Lives that have long since played out: people whose fate is now sealed in time.

I have little idea who these young people actually turned out to be…they were graduating high school the year my grandparents were born. My grandparents have all passed away now, and chances are…all of these once-young people are now gone too.

How did their lives turn out?

Did they become artists, photographers, wives of physicians? Did they leave their small town of Grass Valley, or stay there and raise families? How many were lost in World War II? What dreams of the class of 1930 were realized?

If I really wanted to know I could probably set out on some sort of public records search, but records only tell a partial story. Besides, for me the questions are more important than the answers.

The questions show me that we were all once young, and had yearnings of opportunity, promise, and hope.

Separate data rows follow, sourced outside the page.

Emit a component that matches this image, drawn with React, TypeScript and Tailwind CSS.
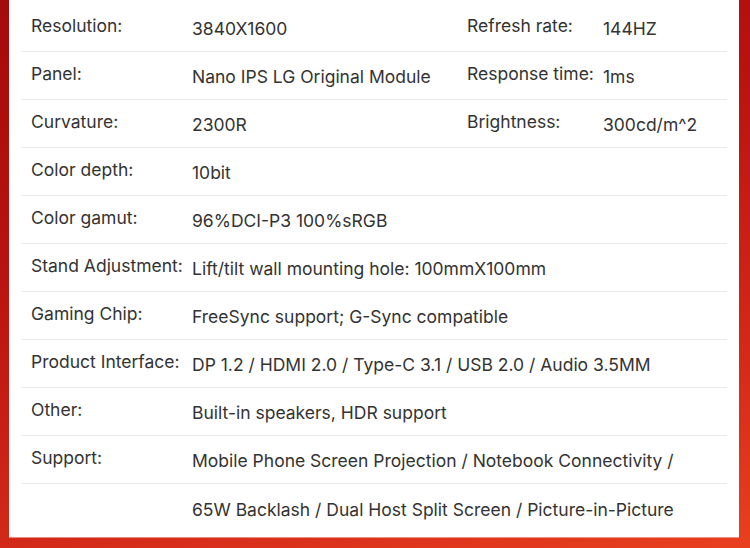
import React from "react";

type Row = { l: string; v: string; l2?: string; v2?: string };

const rows: Row[] = [
  { l: "Resolution:", v: "3840X1600", l2: "Refresh rate:", v2: "144HZ" },
  { l: "Panel:", v: "Nano IPS LG Original Module", l2: "Response time:", v2: "1ms" },
  { l: "Curvature:", v: "2300R", l2: "Brightness:", v2: "300cd/m^2" },
  { l: "Color depth:", v: "10bit" },
  { l: "Color gamut:", v: "96%DCI-P3 100%sRGB" },
  { l: "Stand Adjustment:", v: "Lift/tilt wall mounting hole: 100mmX100mm" },
  { l: "Gaming Chip:", v: "FreeSync support; G-Sync compatible" },
  { l: "Product Interface:", v: "DP 1.2 / HDMI 2.0 / Type-C 3.1 / USB 2.0 / Audio 3.5MM" },
  { l: "Other:", v: "Built-in speakers, HDR support" },
  { l: "Support:", v: "Mobile Phone Screen Projection / Notebook Connectivity /" },
];

export default function App() {
  return (
    <div
      className="w-[750px] h-[548px] overflow-hidden bg-[linear-gradient(165deg,#a30b0b_0%,#b8120f_35%,#d42a1a_75%,#e8401f_100%)]"
      style={{ fontFamily: "Inter, Roboto, 'Liberation Sans', sans-serif" }}
    >
      <div className="ml-[9px] w-[730px] h-[537px] bg-white pt-[4px] pl-[13px] pr-[12px] shadow-[0_1px_0_rgba(255,200,200,0.6)]">
        {rows.map((r, i) => (
          <div key={i} className="flex h-[48px] items-center border-b border-[#e9e9e9] text-[#333] text-[17.5px]">
            <div className="w-[170px] shrink-0 pl-[9px] -mt-[2px] whitespace-nowrap">{r.l}</div>
            <div className="w-[275px] shrink-0 mt-[3px] whitespace-nowrap">{r.v}</div>
            {r.l2 && <div className="w-[136px] shrink-0 -mt-[2px] whitespace-nowrap">{r.l2}</div>}
            {r.v2 && <div className="mt-[3px] whitespace-nowrap">{r.v2}</div>}
          </div>
        ))}
        <div className="flex h-[52px] items-center text-[#333] text-[17.5px]">
          <div className="w-[170px] shrink-0" />
          <div className="mt-[1px] whitespace-nowrap">65W Backlash / Dual Host Split Screen / Picture-in-Picture</div>
        </div>
      </div>
    </div>
  );
}
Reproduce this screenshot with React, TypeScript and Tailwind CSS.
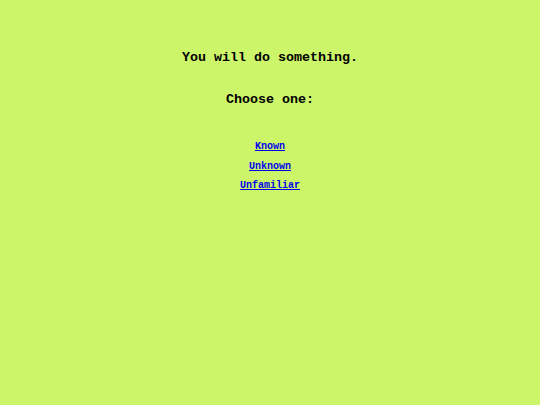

The questions also show me how quickly we will all become old, if we’re lucky enough to live long lives: that time zooms by so quickly, and does so when we’re not looking.

Days that don’t seem to hold much significance pile onto each other, and as they do our own fates are formulated: small creases form next to our smiles, accidental paths become well-worn and familiar, and before we know it someone’s finding our picture in an antique shop.

“I wonder how their life turned out…” they’ll wonder, flipping through pages on a whim.

“I wonder how they lived.”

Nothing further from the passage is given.